Come ho già avuto modo di scrivere più volte qui su Frizzifrizzi, la tipografia è una disciplina che esige precisione: il minimo dettaglio — lì dove i superstiziosi sostengono si nasconda il demonio — può fare la differenza tra leggibilità e illeggibilità, tra eleganza e sciatteria, tra armonia e “cacofonia” visiva.
Ma come si fa a essere eleganti, precisi e a mantenere la leggibilità quando hai a disposizione solo dei pixel grossi quasi quanto il cartone di una pizza? Bisognerebbe chiederlo a tutti quei programmatori che hanno progettato e sviluppato i videogiochi coi quali abbiamo giocato per decenni, creati e visualizzati su schermi dalla risoluzione ridicola, se paragonata agli standard odierni.
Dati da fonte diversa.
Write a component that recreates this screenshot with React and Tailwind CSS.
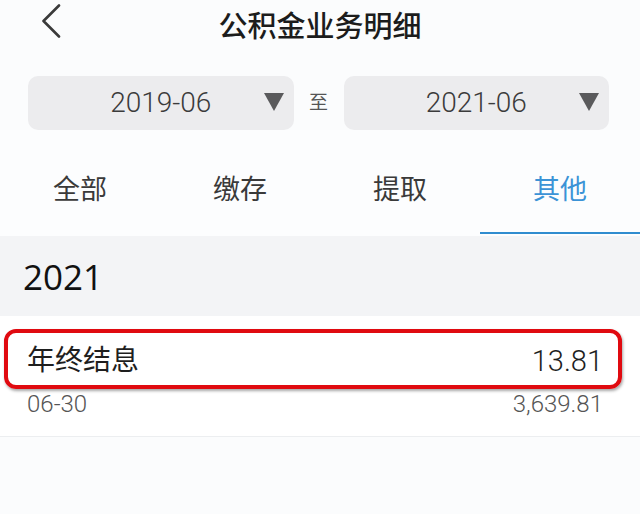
export default function App() {
  const tabs = ['全部', '缴存', '提取', '其他'];
  const active = 3;
  const num = { fontFamily: '"Roboto", "Liberation Sans", sans-serif' };

  return (
    <div
      className="w-[640px] h-[514px] overflow-hidden bg-[#fbfcfd] text-[#222]"
      style={{ fontFamily: '"Liberation Sans", "Noto Sans CJK SC", sans-serif' }}
    >
      {/* header */}
      <div className="relative h-[52px] flex items-center justify-center">
        <svg className="absolute left-[40px] top-[4px]" width="22" height="34" viewBox="0 0 22 34">
          <path d="M19 1.5 L3.5 17 L19 32.5" fill="none" stroke="#3a3a3a" strokeWidth="2.6" strokeLinecap="round" strokeLinejoin="round" />
        </svg>
        <h1 className="text-[29px] leading-none font-medium text-[#1c1c1c] mt-[2px]">公积金业务明细</h1>
      </div>

      {/* date range */}
      <div className="flex items-center pl-[28px] pr-[31px] pt-[24px]">
        <div className="relative flex-1 h-[54px] rounded-[10px] bg-[#ececee] flex items-center justify-center">
          <span className="text-[28px] leading-none font-light text-[#3b3b3b]" style={num}>2019-06</span>
          <svg className="absolute right-[10px] top-[17px]" width="20" height="18" viewBox="0 0 20 18">
            <path d="M0 0 H20 L10 18 Z" fill="#5a5a5c" />
          </svg>
        </div>
        <div className="w-[50px] flex justify-center text-[19px] text-[#555]">至</div>
        <div className="relative flex-1 h-[54px] rounded-[10px] bg-[#ececee] flex items-center justify-center">
          <span className="text-[28px] leading-none font-light text-[#3b3b3b]" style={num}>2021-06</span>
          <svg className="absolute right-[10px] top-[17px]" width="20" height="18" viewBox="0 0 20 18">
            <path d="M0 0 H20 L10 18 Z" fill="#5a5a5c" />
          </svg>
        </div>
      </div>

      {/* tabs */}
      <div className="grid grid-cols-4 h-[106px] bg-[#fcfdfe]">
        {tabs.map((t, i) => (
          <div key={t} className="flex flex-col items-center pt-[47px]">
            <span className={`text-[27px] leading-none ${i === active ? 'text-[#3b93d6]' : 'text-[#3a3a3a]'}`}>{t}</span>
            <div className="flex-1" />
            <div className={`w-full h-[2px] ${i === active ? 'bg-[#2f8ccf]' : ''}`} />
            <div className="h-[2px]" />
          </div>
        ))}
      </div>

      {/* year */}
      <div className="h-[80px] bg-[#f3f4f6] flex items-center pl-[23px]">
        <span className="text-[35px] leading-none text-[#111]" style={{ fontFamily: '"Open Sans", sans-serif' }}>2021</span>
      </div>

      {/* record */}
      <div className="relative h-[121px] bg-white border-b border-[#eceef0] px-[27px] pt-[30px]">
        <div className="flex items-center justify-between h-[30px]">
          <span className="text-[28px] leading-none text-[#1e1e1e]">年终结息</span>
          <span className="text-[29px] leading-none font-light text-[#1e1e1e] mr-[10px]" style={num}>13.81</span>
        </div>
        <div className="flex items-center justify-between mt-[16px]">
          <span className="text-[24px] leading-none font-light text-[#555]" style={num}>06-30</span>
          <span className="text-[24px] leading-none font-light text-[#555] mr-[10px]" style={num}>3,639.81</span>
        </div>
        <div className="absolute left-[4px] top-[13px] w-[618px] h-[60px] rounded-[12px] border-[4px] border-[#e00a10] shadow-[1px_2px_3px_rgba(0,0,0,0.35)]" />
      </div>

      <div className="flex-1 bg-[#f9fbfc]" />
    </div>
  );
}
Pur con pochi pixel a disposizione, sono riusciti a disegnare alfabeti coloratissimi, pieni di personalità e assolutamente leggibili, visto che ci abbiamo speso sopra interi pomeriggi e gran parte delle nostre paghette.
Finora, però, non erano ancora usciti dei libri a celebrare l’abilità, l’inventiva e l’incredibile capacità di ottenere molto con poco.
La piccola casa editrice Read Only Memory, specializzata in curatissimi titoli che hanno a che fare con la storia dei videogiochi (ne ho già scritto in passato per altri volumi: Sensible Software 1986–1999, SEGA Mega Drive/Genesis: Collected Works), ha deciso di rimediare, pubblicando una monografia interamente dedicata alla tipografia dei videogame degli anni ’70, ’80 e inizio anni ’90.
Intitolato Arcade Game Typography, il libro è stato curato da un esperto come Toshi Omagari, type designer che lavora presso Monotype, e in quasi 300 pagine raccoglie 250 pixelosissimi alfabeti provenienti da giochi più o meno celebri, accompagnati da quattro brevi saggi sulla tipografia nei videogame.
Già uscito in formato paperback per l’editore Thames & Hudson (si può acquistare su Amazon), la versione con copertina cartonata in vendita sul sito di Read Only Memory è in edizione limitata di 1000 copie.